A plain ETH transfer has a standardized base computational cost, so its gas usage is typically much lower and more predictable than a contract interaction. By contrast, swaps, approvals, mints, and other smart-contract calls require additional computation. That is why they often consume far more gas than a basic transfer, even when the asset amount is small.
Why are Arbitrum, Optimism, and Base cheaper than Ethereum mainnet?
These L2 networks generally operate with lower base fees than Ethereum mainnet, so the same transaction logic usually results in a much lower total fee. The comparison is best understood as relative rather than exact, because actual costs can still vary with current network conditions and the specific rollup environment at the time of execution.

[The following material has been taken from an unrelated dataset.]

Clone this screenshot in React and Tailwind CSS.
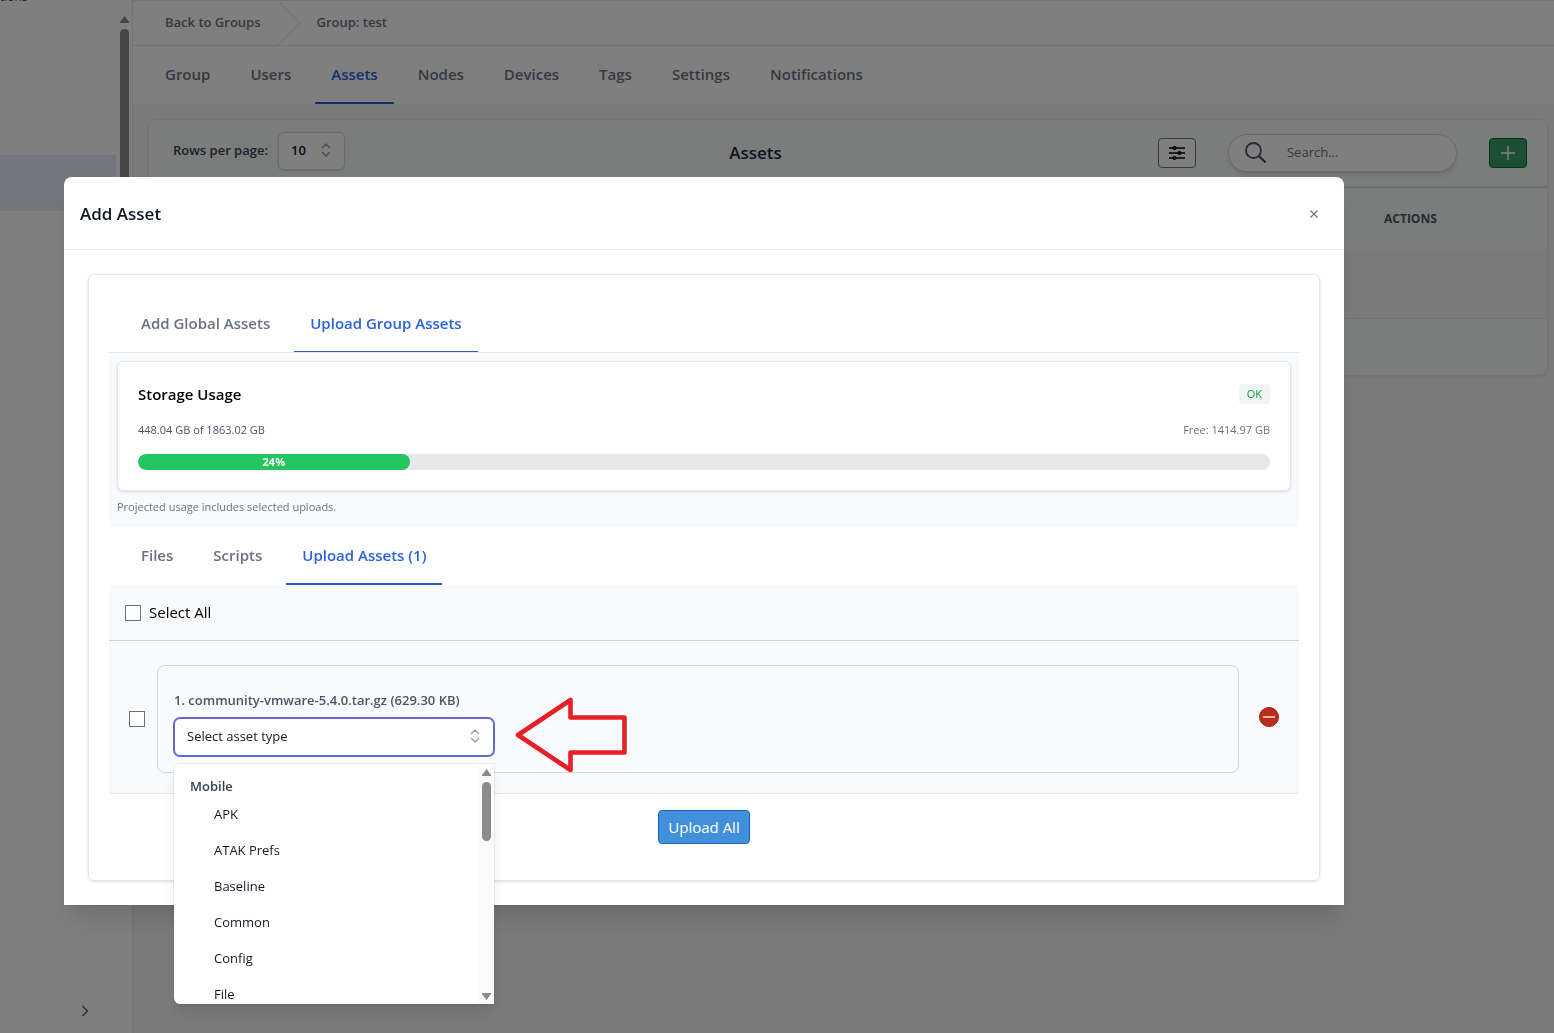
import React, { useState } from 'react';

const groupTabs = ['Group', 'Users', 'Assets', 'Nodes', 'Devices', 'Tags', 'Settings', 'Notifications'];
const assetTypes = ['APK', 'ATAK Prefs', 'Baseline', 'Common', 'Config', 'File'];

const UpDownIcon = ({ className }) => (
  <svg viewBox="0 0 20 20" fill="none" className={className}>
    <path d="M5.500 7.500l3.500-3.500 3.500 3.500M5.500 12.500l3.500 3.500 3.500-3.500" stroke="currentColor" strokeWidth="1.5" strokeLinecap="round" strokeLinejoin="round" />
  </svg>
);

const Tab = ({ label, active, thin, onClick }) => (
  <button
    type="button"
    onClick={onClick}
    className={`whitespace-nowrap px-4 py-4 text-[15px] font-semibold leading-6 ${thin ? 'border-b' : 'border-b-2'} ${
      active ? 'border-[#2a5cc8] text-[#2b62dc]' : 'border-transparent text-gray-500'
    }`}
  >
    {label}
  </button>
);

const Sidebar = () => (
  <aside className="flex w-[133px] shrink-0 border-r border-gray-200 bg-white">
    <div className="flex flex-1 flex-col">
      <div className="flex h-[5px] items-end overflow-hidden text-xs text-gray-700">
        <span>tions</span>
      </div>
      <div className="mt-[150px] h-14 bg-[#ebebff]" />
      <button type="button" aria-label="Expand sidebar" className="mt-auto mb-4 ml-20 w-3 text-gray-600">
        <svg viewBox="0 0 12 12" fill="none" className="h-3 w-3">
          <path d="M2.500 1l5 5-5 5" stroke="currentColor" strokeWidth="1.3" />
        </svg>
      </button>
    </div>
    <div className="flex w-4 flex-col items-center pt-4">
      <svg viewBox="0 0 9 7" className="h-[7px] w-[9px] fill-[#8b8b8b]">
        <path d="M4.500 0L9 6v1H0V6z" />
      </svg>
      <div className="mt-1.5 h-[600px] w-[9px] rounded-full bg-[#8b8b8b]" />
    </div>
  </aside>
);

const GroupPage = () => {
  const [tab, setTab] = useState('Assets');

  return (
    <main className="min-w-0 flex-1 bg-[#f4f4f6]">
      <nav className="flex h-[46px] items-center border-y border-gray-200 bg-white text-[13px] font-semibold text-gray-500">
        <a href="#groups" className="pl-8">Back to Groups</a>
        <svg viewBox="0 0 24 44" fill="none" className="ml-4 h-[44px] w-6 text-gray-200">
          <path d="M1 0l22 22L1 44" stroke="currentColor" />
        </svg>
        <a href="#test" className="ml-4">Group: test</a>
      </nav>
      <div className="flex gap-2 bg-white px-4">
        {groupTabs.map((name) => (
          <Tab key={name} label={name} active={tab === name} onClick={() => setTab(name)} />
        ))}
      </div>
      <section className="mt-4 mr-[7px] ml-4 overflow-hidden rounded-lg bg-[#f7fbf8] shadow-sm ring-1 ring-gray-200">
        <div className="flex items-center justify-between border-b border-gray-200 py-3 pr-5 pl-6">
          <div className="mr-2 flex items-center gap-2.5 pb-1 text-[13px] font-semibold text-gray-700">
            <label htmlFor="rows">Rows per page:</label>
            <div className="relative">
              <select
                id="rows"
                className="block h-[38px] w-[67px] appearance-none rounded-md border border-gray-300 bg-white pl-3 text-[13px] text-gray-900 shadow-sm"
              >
                <option>10</option>
              </select>
              <UpDownIcon className="pointer-events-none absolute top-2 right-2 h-5 w-5 text-gray-400" />
            </div>
          </div>
          <h2 className="text-[17px] font-semibold text-gray-800">Assets</h2>
          <div className="flex items-center gap-8">
            <button type="button" aria-label="Filter columns" className="flex h-[30px] w-[38px] items-center justify-center rounded border border-gray-500 bg-white">
              <svg viewBox="0 0 16 16" fill="none" className="h-4 w-4" stroke="black" strokeWidth="1.6">
                <path d="M0 3h16M0 8h16M0 13h16" />
                <circle cx="5.500" cy="3" r="1.200" fill="white" />
                <circle cx="10.500" cy="8" r="1.200" fill="white" />
                <circle cx="5.500" cy="13" r="1.200" fill="white" />
              </svg>
            </button>
            <div className="flex h-[38px] w-[229px] items-center rounded-full border border-gray-300 bg-white pl-4 shadow-md">
              <svg viewBox="0 0 22 22" fill="none" className="h-[22px] w-[22px] shrink-0 text-gray-600" stroke="currentColor" strokeWidth="1.8">
                <circle cx="8.500" cy="8.500" r="7.500" />
                <path d="M14 14l6.500 6.500" strokeWidth="2.400" />
              </svg>
              <input type="text" aria-label="Search" placeholder="Search..." className="ml-5 w-36 text-[13px] placeholder:text-gray-500" />
            </div>
            <button type="button" aria-label="Add asset" className="flex h-[30px] w-[38px] items-center justify-center rounded border border-green-800 bg-[#389e64] text-white">
              <svg viewBox="0 0 14 14" fill="none" className="h-3.5 w-3.5" stroke="currentColor" strokeWidth="1.5">
                <path d="M7 0v14M0 7h14" />
              </svg>
            </button>
          </div>
        </div>
        <table className="w-full border-t border-gray-300 text-left">
          <thead>
            <tr className="h-[63px]">
              <th className="w-[1235px]" />
              <th className="text-xs font-bold text-gray-600">ACTIONS</th>
            </tr>
          </thead>
          <tbody>
            <tr className="h-[68px] border-b border-gray-200 bg-[#f4f4f6]">
              <td />
              <td />
            </tr>
          </tbody>
        </table>
        <div className="h-14" />
      </section>
    </main>
  );
};

const StorageUsage = ({ used, total }) => {
  const percent = Math.round((used / total) * 100);

  return (
    <div className="bg-gray-50 px-2 pt-2 pb-3">
      <div className="rounded-md border border-gray-200 bg-white p-5 shadow-sm">
        <div className="flex items-center justify-between">
          <h3 className="text-[15px] font-semibold leading-6 text-black">Storage Usage</h3>
          <span className="rounded bg-gray-100 px-2 text-[11px] leading-5 text-green-600">OK</span>
        </div>
        <div className="mt-4 flex justify-between text-[11px] leading-4 text-gray-600">
          <span>{used} GB of {total} GB</span>
          <span className="text-gray-500">Free: 1414.97 GB</span>
        </div>
        <div className="mt-4 h-4 overflow-hidden rounded-full bg-gray-200">
          <div
            className="h-4 rounded-full bg-[#22c55e] text-center text-[11px] font-bold leading-4 text-white"
            style={{ width: `${percent}%` }}
          >
            {percent}%
          </div>
        </div>
      </div>
      <p className="mt-2 text-[11px] leading-4 text-gray-500">Projected usage includes selected uploads.</p>
    </div>
  );
};

const AssetTypeMenu = () => (
  <div className="absolute top-full left-0 z-10 mt-2 flex h-60 w-80 overflow-hidden rounded-l-md bg-white text-[13px] leading-5 shadow-lg ring-1 ring-black/5">
    <div className="flex-1 py-1">
      <div className="px-4 pt-2 font-semibold text-gray-700">Mobile</div>
      <ul>
        {assetTypes.map((type) => (
          <li key={type} className="py-2 pl-10 text-gray-900">{type}</li>
        ))}
      </ul>
    </div>
    <div className="flex w-4 flex-col items-center bg-[#fbfbfb] py-1">
      <svg viewBox="0 0 9 7" className="mt-px h-[7px] w-[9px] fill-[#8b8b8b]">
        <path d="M4.500 0L9 6v1H0V6z" />
      </svg>
      <div className="mt-1.5 h-[59px] w-[9px] rounded-full bg-[#8b8b8b]" />
      <svg viewBox="0 0 9 7" className="mt-auto h-[7px] w-[9px] fill-[#8b8b8b]">
        <path d="M4.500 7L9 1V0H0v1z" />
      </svg>
    </div>
  </div>
);

const UploadRow = () => (
  <div className="flex items-center border-b border-gray-200 bg-gray-50 px-5 pt-6 pb-5">
    <input type="checkbox" aria-label="Select community-vmware-5.4.0.tar.gz" className="h-4 w-4 appearance-none border border-gray-500 bg-white" />
    <div className="ml-3 flex-1 rounded-lg border border-gray-300 px-4 pt-6 pb-4">
      <label htmlFor="asset-type" className="block text-[13px] font-semibold leading-5 text-gray-600">
        1. community-vmware-5.4.0.tar.gz (629.30 KB)
      </label>
      <div className="relative mt-2 w-80">
        <select
          id="asset-type"
          className="block h-[38px] w-full appearance-none rounded-md border border-[#6467cf] bg-white pl-3 text-[13px] text-gray-900 ring-1 ring-[#6467cf]"
        >
          <option>Select asset type</option>
        </select>
        <UpDownIcon className="pointer-events-none absolute top-2 right-2 h-5 w-5 text-gray-400" />
        <AssetTypeMenu />
        <svg viewBox="0 0 112 76" fill="none" className="absolute -top-[21px] left-[341px] h-[76px] w-28">
          <path d="M3 38L55.500 3v17.500H109.500V55.500H55.500V73z" stroke="#e81f27" strokeWidth="4.600" strokeLinejoin="round" />
        </svg>
      </div>
    </div>
    <button type="button" aria-label="Remove file" className="mb-1 ml-5">
      <svg viewBox="0 0 20 20" className="h-5 w-5">
        <circle cx="10" cy="10" r="9.500" fill="#b92d1a" stroke="#96200f" />
        <path d="M4 10h12" stroke="#f5c6be" strokeWidth="1.800" />
      </svg>
    </button>
  </div>
);

const AddAssetModal = () => {
  const [source, setSource] = useState('Upload Group Assets');
  const [section, setSection] = useState('Upload Assets (1)');

  return (
    <div role="dialog" aria-label="Add Asset" className="w-full max-w-7xl self-start rounded-t-lg bg-white shadow-xl">
      <header className="flex h-[73px] items-center justify-between border-b border-gray-200 px-4 pt-0.5">
        <h1 className="text-[17px] font-semibold text-gray-900">Add Asset</h1>
        <button type="button" aria-label="Close" className="p-2.5 text-gray-500">
          <svg viewBox="0 0 8 8" fill="none" className="h-2 w-2" stroke="currentColor" strokeWidth="1.1">
            <path d="M0.500 0.500l7 7M7.500 0.500l-7 7" />
          </svg>
        </button>
      </header>
      <div className="p-6">
        <div className="rounded-md border border-gray-200 p-5 shadow-sm">
          <div className="flex gap-2 border-b border-gray-200 px-4">
            {['Add Global Assets', 'Upload Group Assets'].map((name) => (
              <Tab key={name} thin label={name} active={source === name} onClick={() => setSource(name)} />
            ))}
          </div>
          <StorageUsage used={448.04} total={1863.02} />
          <div className="flex gap-2 px-4">
            {['Files', 'Scripts', 'Upload Assets (1)'].map((name) => (
              <Tab key={name} label={name} active={section === name} onClick={() => setSection(name)} />
            ))}
          </div>
          <div className="flex h-14 items-center border-b border-gray-300 bg-gray-50 px-4">
            <label className="flex items-center gap-2 text-[15px] text-black">
              <input type="checkbox" className="h-4 w-4 appearance-none border border-gray-500 bg-white" />
              Select All
            </label>
          </div>
          <UploadRow />
          <div className="flex justify-center py-4">
            <button type="button" className="h-[34px] w-[92px] whitespace-nowrap rounded border border-[#1f66b5] bg-[#428fdc] text-[15px] text-white">
              Upload All
            </button>
          </div>
        </div>
      </div>
    </div>
  );
};

export default function App() {
  return (
    <div className="flex h-screen overflow-hidden font-['Open_Sans','Noto_Sans',sans-serif]">
      <Sidebar />
      <GroupPage />
      <div className="fixed inset-0 flex bg-black/50 pt-[177px] pl-16">
        <AddAssetModal />
      </div>
    </div>
  );
}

Why did my transaction fee change after I opened the wallet?
Gas price can move quickly as network demand changes, so an estimate shown earlier may no longer match the market rate when the transaction is finally submitted. During congestion, that shift can be noticeable even over a short period. The wallet is reflecting updated conditions rather than changing the transaction logic itself.
Does gas fee depend on the amount of ETH I send?
For a standard ETH transfer, the fee is determined by gas usage and gas price, not by the amount of ETH being sent. In other words, sending a small amount and a large amount can carry the same network fee if the transaction type is identical. What changes the fee is the computational work and the market rate for that work.
What is the difference between gas units and gwei?
Gas units measure how much computational work a transaction requires, while gwei is the price paid for each unit of that work. One describes quantity of execution, the other describes the rate charged by the network. Both are needed to calculate the final fee, and confusing them is one of the most common errors in gas estimation.